(TASK DIRECTIONS):
Single out each line with the word "components" and copy it.

(DATASET EXCERPT):
## start

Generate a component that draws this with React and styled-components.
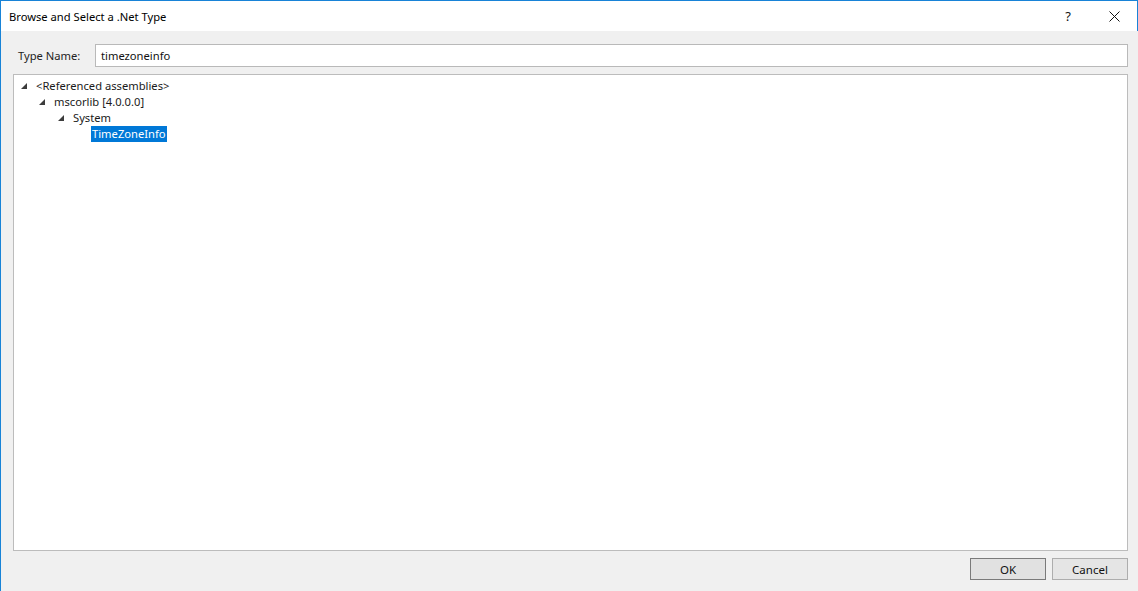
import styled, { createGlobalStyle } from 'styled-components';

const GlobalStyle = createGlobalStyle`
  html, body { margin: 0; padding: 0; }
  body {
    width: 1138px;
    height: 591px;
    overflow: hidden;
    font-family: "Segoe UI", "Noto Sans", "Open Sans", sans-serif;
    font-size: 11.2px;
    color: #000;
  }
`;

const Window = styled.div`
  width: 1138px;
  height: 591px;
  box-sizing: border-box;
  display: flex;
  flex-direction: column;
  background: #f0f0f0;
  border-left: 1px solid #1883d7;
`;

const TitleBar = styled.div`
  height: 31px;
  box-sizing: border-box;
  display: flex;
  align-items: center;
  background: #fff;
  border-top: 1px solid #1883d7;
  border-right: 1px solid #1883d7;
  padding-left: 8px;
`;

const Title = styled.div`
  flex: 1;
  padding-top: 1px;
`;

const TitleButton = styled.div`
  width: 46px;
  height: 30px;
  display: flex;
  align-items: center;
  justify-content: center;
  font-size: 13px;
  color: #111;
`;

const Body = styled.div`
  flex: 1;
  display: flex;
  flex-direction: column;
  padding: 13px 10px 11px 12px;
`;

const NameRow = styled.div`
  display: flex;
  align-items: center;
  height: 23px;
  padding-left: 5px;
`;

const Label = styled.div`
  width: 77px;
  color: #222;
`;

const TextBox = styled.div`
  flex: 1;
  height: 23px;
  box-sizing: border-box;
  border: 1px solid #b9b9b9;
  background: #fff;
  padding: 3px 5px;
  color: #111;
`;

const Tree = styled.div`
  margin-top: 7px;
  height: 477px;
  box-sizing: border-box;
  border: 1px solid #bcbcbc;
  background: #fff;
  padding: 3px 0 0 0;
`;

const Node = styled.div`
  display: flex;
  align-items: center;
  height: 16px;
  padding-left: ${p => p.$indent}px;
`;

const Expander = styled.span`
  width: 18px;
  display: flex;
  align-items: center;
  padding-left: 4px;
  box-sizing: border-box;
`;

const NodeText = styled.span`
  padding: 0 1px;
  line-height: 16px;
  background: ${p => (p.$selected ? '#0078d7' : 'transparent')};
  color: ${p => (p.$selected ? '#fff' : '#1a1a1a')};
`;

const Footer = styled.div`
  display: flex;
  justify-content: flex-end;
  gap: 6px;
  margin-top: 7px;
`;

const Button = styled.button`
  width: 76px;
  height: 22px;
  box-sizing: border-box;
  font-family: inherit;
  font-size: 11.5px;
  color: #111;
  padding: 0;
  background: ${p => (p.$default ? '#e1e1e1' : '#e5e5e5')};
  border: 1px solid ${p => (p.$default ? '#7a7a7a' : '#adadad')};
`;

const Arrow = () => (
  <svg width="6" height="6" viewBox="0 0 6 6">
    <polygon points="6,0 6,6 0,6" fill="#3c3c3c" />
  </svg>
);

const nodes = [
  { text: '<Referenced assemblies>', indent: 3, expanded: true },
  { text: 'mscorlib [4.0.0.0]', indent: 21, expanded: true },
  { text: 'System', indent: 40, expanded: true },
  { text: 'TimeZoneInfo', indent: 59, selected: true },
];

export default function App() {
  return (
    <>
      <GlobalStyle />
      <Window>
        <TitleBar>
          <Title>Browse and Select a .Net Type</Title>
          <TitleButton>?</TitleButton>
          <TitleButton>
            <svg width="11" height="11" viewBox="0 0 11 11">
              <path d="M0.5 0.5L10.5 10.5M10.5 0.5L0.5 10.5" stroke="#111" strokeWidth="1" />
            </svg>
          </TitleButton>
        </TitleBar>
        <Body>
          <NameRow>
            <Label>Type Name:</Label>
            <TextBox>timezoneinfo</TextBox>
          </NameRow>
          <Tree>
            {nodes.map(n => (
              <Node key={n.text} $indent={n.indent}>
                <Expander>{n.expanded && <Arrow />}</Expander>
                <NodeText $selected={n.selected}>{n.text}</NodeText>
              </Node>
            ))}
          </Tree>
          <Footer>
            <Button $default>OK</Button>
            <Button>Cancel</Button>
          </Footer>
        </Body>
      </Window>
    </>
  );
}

## end

(ANSWER FOR THE TASK):
Generate a component that draws this with React and styled-components.
import styled, { createGlobalStyle } from 'styled-components';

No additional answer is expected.